— start Supplied entries —

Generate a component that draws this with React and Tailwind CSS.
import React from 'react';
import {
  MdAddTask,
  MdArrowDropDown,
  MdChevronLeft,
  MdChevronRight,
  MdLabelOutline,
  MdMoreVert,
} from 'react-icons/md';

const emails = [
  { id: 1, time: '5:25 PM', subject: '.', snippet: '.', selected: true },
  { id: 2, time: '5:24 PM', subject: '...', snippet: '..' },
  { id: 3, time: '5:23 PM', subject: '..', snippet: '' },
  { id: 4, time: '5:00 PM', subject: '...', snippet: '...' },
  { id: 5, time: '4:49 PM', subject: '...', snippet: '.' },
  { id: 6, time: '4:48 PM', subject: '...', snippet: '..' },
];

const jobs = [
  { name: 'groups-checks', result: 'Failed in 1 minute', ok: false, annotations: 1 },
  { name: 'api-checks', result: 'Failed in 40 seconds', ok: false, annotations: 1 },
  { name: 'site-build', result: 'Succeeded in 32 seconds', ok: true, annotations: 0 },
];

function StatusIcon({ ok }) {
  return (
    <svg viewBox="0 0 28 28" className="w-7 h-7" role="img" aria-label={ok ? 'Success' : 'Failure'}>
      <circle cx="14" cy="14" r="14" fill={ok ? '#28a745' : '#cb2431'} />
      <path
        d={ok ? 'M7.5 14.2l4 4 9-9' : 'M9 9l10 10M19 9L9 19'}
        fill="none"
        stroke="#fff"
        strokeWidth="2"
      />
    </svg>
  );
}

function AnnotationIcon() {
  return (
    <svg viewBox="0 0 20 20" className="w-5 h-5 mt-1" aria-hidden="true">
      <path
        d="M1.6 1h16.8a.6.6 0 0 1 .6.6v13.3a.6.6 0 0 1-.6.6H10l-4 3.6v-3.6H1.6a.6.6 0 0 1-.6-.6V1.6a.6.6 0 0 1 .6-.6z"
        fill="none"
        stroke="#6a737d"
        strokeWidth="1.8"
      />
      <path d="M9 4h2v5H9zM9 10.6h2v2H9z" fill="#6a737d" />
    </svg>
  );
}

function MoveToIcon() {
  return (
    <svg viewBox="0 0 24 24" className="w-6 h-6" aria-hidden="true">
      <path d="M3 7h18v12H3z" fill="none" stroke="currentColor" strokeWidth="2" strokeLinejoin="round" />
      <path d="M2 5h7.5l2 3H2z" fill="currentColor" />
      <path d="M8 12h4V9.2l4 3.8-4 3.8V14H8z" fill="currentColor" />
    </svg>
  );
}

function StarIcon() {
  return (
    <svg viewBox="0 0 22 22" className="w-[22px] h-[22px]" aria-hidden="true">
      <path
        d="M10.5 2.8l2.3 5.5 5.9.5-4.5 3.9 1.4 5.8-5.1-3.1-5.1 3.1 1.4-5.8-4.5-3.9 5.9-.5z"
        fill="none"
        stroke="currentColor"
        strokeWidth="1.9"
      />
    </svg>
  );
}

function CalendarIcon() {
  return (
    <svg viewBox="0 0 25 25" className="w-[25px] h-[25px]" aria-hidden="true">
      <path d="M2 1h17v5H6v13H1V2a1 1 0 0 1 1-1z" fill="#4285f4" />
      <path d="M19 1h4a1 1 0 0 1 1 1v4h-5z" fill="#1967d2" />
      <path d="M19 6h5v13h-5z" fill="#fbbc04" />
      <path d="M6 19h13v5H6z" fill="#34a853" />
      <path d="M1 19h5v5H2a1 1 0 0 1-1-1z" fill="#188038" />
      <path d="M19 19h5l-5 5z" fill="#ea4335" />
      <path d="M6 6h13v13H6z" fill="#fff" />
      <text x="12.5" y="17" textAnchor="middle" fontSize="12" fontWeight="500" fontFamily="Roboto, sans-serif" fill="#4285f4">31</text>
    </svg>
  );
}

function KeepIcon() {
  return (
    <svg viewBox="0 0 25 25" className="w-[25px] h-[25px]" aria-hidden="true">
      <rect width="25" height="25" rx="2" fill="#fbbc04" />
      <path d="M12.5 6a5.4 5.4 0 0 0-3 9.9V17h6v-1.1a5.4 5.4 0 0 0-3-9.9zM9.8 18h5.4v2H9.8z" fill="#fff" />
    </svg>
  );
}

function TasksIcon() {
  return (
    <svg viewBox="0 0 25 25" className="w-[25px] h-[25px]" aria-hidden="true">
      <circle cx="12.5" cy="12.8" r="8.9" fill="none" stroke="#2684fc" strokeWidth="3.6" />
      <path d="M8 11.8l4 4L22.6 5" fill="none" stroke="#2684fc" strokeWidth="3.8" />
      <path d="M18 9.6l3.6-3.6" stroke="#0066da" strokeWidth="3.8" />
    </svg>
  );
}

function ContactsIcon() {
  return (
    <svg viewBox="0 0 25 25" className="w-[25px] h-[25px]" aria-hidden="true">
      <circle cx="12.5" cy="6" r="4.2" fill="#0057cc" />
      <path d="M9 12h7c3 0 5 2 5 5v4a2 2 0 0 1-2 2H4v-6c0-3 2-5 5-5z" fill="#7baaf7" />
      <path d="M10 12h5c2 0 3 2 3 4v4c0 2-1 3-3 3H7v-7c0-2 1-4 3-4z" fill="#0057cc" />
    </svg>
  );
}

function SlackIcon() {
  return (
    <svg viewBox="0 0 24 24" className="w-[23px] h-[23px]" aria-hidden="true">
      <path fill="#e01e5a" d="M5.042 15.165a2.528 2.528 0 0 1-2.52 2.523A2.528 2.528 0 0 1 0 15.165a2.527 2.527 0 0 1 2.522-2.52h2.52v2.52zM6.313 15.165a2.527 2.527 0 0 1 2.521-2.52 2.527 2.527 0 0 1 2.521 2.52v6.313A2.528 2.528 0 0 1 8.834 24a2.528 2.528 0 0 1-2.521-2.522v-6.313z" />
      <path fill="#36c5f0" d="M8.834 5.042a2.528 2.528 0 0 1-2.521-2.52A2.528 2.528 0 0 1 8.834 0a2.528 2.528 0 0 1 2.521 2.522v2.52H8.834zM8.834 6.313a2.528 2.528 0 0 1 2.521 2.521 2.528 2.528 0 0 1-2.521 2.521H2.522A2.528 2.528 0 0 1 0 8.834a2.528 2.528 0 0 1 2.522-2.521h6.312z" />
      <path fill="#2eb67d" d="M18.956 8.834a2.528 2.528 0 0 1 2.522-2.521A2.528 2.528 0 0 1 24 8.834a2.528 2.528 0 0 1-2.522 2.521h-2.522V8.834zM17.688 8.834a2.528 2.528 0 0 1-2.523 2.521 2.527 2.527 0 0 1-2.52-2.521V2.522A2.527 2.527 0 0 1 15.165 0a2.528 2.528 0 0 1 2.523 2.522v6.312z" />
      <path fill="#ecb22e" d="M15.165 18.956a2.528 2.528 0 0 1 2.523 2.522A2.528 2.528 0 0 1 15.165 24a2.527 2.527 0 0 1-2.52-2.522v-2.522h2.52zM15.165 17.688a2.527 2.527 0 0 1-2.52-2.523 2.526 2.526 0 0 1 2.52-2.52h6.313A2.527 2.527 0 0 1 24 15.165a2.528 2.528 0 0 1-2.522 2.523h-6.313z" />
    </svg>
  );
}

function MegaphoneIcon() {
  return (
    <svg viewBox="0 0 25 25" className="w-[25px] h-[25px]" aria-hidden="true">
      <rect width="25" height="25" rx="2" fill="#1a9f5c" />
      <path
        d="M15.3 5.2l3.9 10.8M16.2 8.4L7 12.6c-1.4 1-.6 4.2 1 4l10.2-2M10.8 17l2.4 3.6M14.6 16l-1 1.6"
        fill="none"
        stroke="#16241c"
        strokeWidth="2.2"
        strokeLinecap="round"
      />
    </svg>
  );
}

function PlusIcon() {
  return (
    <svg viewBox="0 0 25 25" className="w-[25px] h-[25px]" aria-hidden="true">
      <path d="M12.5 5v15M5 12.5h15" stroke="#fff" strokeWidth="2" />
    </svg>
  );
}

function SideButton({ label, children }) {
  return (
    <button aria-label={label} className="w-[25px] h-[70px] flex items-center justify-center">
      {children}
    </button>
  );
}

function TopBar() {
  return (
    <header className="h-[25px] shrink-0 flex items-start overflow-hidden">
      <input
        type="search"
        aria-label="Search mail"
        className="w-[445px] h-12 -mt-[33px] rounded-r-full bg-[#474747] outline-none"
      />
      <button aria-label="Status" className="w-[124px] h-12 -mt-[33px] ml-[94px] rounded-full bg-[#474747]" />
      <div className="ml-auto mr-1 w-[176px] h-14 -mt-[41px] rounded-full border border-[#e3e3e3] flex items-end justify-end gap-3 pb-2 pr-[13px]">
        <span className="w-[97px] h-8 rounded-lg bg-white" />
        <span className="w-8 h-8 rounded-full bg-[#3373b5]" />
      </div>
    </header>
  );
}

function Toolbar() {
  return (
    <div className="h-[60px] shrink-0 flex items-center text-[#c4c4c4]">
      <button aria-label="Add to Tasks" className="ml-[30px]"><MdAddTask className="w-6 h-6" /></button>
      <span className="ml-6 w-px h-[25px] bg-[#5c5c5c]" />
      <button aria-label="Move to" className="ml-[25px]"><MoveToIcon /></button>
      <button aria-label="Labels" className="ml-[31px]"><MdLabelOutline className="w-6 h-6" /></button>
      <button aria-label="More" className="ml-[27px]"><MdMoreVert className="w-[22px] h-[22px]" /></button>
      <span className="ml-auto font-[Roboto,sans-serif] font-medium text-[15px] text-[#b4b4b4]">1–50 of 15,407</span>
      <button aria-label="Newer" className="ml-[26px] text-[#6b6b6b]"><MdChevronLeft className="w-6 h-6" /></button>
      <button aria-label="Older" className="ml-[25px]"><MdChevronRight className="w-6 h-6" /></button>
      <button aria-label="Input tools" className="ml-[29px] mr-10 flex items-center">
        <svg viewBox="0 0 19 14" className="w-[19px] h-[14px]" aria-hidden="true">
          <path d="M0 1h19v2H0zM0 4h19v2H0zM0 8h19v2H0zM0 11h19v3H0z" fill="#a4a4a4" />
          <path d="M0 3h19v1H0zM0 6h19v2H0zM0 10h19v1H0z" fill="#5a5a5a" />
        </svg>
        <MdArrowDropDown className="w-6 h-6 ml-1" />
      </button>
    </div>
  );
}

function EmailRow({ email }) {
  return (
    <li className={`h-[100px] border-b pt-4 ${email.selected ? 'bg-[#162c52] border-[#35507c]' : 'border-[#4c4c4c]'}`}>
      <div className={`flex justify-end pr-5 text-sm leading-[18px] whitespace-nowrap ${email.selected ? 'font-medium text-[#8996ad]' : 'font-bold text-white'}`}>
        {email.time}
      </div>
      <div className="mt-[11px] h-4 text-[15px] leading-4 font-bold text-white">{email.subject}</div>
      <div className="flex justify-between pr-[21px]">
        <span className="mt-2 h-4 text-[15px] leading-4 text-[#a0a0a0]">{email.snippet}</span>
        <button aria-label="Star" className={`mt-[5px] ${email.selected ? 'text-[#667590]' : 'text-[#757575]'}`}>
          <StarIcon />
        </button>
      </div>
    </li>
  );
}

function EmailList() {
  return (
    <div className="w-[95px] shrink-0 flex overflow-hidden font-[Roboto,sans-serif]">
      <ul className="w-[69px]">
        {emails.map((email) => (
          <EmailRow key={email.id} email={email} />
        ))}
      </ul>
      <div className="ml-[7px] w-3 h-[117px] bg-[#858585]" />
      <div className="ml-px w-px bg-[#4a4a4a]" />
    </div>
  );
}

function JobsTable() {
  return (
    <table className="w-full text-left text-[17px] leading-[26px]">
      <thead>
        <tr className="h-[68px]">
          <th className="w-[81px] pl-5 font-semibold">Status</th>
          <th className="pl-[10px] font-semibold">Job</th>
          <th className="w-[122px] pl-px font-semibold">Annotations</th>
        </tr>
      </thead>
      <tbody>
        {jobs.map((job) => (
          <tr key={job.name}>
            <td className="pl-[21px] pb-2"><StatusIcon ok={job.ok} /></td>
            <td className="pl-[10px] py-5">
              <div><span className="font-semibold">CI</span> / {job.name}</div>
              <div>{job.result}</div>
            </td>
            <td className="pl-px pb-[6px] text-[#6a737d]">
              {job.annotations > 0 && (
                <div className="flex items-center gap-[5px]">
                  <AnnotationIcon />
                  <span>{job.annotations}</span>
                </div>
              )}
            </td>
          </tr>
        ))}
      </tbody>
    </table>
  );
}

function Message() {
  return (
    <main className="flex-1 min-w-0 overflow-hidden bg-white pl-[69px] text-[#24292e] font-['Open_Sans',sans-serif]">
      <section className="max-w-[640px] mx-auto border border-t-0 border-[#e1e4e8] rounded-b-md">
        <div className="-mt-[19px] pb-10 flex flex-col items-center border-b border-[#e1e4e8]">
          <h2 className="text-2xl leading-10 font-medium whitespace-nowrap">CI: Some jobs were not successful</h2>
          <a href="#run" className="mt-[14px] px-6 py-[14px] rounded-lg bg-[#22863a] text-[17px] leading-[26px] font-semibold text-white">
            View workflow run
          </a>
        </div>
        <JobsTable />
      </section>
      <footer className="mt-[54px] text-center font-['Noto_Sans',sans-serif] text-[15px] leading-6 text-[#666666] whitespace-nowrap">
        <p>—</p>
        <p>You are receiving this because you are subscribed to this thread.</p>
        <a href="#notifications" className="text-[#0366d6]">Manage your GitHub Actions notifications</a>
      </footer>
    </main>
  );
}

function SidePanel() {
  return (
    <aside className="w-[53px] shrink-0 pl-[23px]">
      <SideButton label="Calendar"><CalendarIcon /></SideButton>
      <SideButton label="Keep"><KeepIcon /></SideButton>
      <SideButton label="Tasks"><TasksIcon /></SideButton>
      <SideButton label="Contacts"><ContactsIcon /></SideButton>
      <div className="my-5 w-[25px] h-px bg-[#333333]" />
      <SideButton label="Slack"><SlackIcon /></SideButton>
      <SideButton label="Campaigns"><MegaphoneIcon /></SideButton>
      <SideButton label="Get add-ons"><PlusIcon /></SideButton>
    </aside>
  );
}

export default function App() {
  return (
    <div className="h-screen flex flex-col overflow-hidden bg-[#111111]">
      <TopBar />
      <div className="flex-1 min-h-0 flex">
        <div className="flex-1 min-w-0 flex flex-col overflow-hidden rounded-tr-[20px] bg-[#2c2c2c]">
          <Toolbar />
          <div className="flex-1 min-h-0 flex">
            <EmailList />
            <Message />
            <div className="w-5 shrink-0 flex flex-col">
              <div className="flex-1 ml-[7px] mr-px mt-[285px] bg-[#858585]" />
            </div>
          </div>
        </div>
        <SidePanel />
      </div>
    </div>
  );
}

— end Supplied entries —
— start Supplied entries —

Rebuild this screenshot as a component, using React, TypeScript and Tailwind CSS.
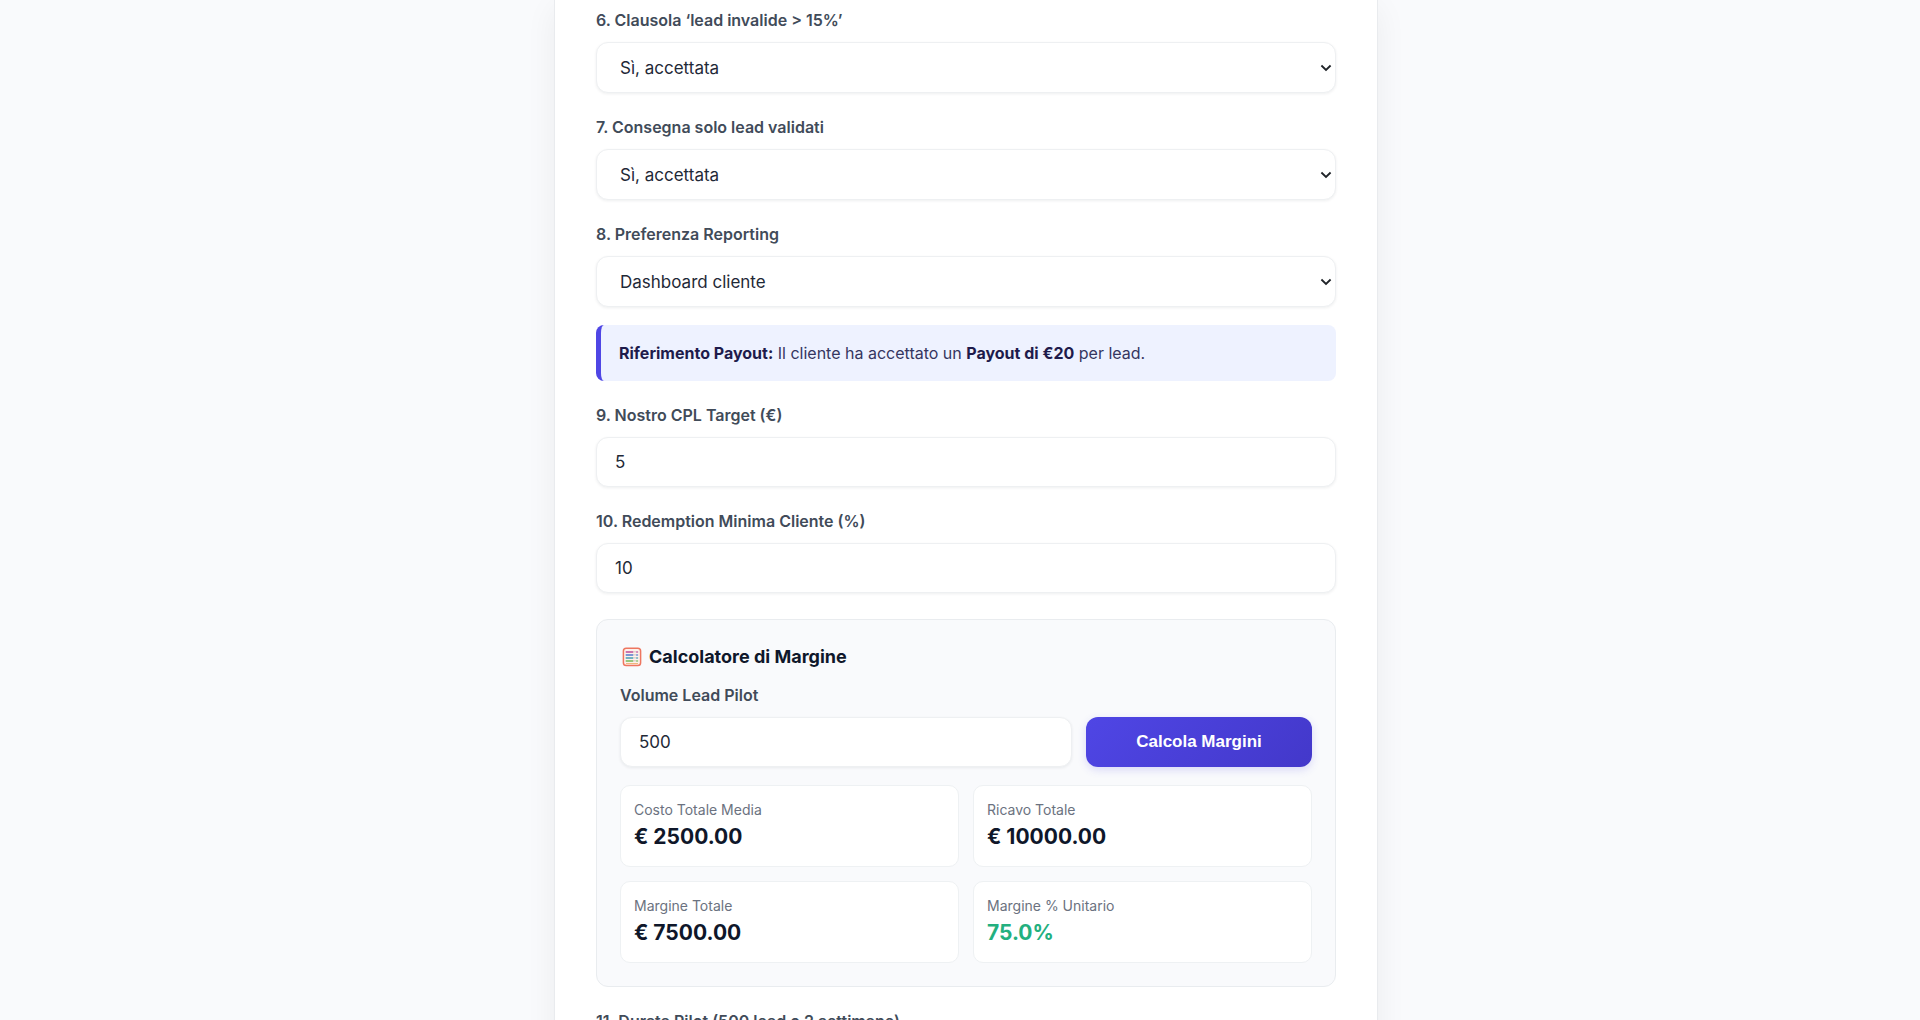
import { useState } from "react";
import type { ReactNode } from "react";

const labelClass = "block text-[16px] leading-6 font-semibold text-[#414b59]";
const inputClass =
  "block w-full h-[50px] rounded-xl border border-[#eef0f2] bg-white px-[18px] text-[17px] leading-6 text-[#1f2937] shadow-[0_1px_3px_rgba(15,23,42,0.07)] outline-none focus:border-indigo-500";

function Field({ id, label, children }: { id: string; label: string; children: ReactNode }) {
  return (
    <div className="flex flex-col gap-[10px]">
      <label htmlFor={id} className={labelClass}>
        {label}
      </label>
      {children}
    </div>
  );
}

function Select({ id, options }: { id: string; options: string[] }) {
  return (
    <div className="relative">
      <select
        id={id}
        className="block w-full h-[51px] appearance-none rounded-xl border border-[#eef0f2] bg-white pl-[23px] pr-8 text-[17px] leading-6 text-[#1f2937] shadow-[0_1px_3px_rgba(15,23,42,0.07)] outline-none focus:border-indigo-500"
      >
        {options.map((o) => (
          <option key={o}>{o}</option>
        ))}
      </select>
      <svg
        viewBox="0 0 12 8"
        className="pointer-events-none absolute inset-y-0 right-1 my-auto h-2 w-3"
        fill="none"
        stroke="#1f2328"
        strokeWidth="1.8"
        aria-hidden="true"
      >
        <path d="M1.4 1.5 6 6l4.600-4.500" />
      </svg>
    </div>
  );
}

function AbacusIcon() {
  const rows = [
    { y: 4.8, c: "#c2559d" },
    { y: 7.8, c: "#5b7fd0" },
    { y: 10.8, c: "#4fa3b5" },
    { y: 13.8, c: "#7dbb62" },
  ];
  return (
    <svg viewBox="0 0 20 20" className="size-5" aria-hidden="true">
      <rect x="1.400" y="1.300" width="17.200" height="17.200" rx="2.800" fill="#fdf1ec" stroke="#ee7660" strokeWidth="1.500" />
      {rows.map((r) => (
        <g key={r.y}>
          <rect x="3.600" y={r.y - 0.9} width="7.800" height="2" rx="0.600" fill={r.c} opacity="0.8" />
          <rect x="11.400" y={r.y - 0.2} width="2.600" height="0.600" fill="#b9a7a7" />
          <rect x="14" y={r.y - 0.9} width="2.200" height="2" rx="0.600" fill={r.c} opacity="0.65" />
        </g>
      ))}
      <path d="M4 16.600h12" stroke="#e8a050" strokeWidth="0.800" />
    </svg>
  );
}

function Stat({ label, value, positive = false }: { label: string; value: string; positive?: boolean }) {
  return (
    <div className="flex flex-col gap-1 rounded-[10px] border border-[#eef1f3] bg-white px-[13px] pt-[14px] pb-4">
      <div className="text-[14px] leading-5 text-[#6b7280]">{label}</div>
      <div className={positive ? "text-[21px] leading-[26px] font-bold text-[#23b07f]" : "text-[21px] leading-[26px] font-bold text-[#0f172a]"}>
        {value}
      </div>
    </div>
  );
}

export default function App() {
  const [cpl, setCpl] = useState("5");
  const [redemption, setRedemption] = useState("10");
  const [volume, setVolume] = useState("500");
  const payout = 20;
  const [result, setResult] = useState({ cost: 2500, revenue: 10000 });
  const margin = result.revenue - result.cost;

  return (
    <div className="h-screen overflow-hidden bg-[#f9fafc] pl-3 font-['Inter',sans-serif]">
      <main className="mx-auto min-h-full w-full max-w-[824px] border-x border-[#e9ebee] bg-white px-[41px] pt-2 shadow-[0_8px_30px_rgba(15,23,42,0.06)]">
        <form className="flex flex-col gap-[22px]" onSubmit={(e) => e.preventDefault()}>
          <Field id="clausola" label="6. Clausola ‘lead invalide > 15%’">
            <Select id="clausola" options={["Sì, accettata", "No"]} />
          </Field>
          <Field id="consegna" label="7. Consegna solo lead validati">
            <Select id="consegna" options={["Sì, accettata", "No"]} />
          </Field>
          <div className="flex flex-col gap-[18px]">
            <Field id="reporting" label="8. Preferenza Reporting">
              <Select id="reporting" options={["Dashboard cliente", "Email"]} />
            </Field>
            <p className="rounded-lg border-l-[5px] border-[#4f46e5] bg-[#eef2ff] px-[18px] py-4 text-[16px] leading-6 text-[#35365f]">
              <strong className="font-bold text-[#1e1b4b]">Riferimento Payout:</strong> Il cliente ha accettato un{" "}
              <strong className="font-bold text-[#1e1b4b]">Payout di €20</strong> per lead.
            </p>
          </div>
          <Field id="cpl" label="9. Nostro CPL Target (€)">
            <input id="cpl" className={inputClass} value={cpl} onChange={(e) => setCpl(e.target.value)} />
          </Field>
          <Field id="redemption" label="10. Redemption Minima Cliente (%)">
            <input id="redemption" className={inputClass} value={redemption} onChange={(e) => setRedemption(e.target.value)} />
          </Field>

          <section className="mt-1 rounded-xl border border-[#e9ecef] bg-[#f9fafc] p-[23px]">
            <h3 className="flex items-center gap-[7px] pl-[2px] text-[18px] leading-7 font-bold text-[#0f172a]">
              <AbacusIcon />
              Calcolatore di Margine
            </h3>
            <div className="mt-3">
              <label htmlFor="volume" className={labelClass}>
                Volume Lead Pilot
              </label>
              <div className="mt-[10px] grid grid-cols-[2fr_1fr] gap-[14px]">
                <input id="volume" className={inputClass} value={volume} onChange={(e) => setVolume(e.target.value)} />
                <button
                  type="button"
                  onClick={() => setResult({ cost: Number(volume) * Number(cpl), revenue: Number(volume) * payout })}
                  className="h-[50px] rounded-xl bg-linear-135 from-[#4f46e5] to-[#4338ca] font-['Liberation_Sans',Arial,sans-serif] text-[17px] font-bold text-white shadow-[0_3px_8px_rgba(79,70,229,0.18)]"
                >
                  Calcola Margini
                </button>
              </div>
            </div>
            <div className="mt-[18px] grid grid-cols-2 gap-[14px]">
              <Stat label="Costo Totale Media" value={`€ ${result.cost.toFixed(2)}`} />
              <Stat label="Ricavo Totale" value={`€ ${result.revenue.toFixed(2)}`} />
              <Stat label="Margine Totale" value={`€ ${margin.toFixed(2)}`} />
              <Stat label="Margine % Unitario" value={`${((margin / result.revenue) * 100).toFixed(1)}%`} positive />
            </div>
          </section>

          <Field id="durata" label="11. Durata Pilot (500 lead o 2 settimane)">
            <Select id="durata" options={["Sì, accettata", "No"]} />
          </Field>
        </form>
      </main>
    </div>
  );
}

— end Supplied entries —

Short task:
Scan the material above for the word "Tailwind". Copy each line where it occurs.

Response for this exercise:
Generate a component that draws this with React and Tailwind CSS.
Rebuild this screenshot as a component, using React, TypeScript and Tailwind CSS.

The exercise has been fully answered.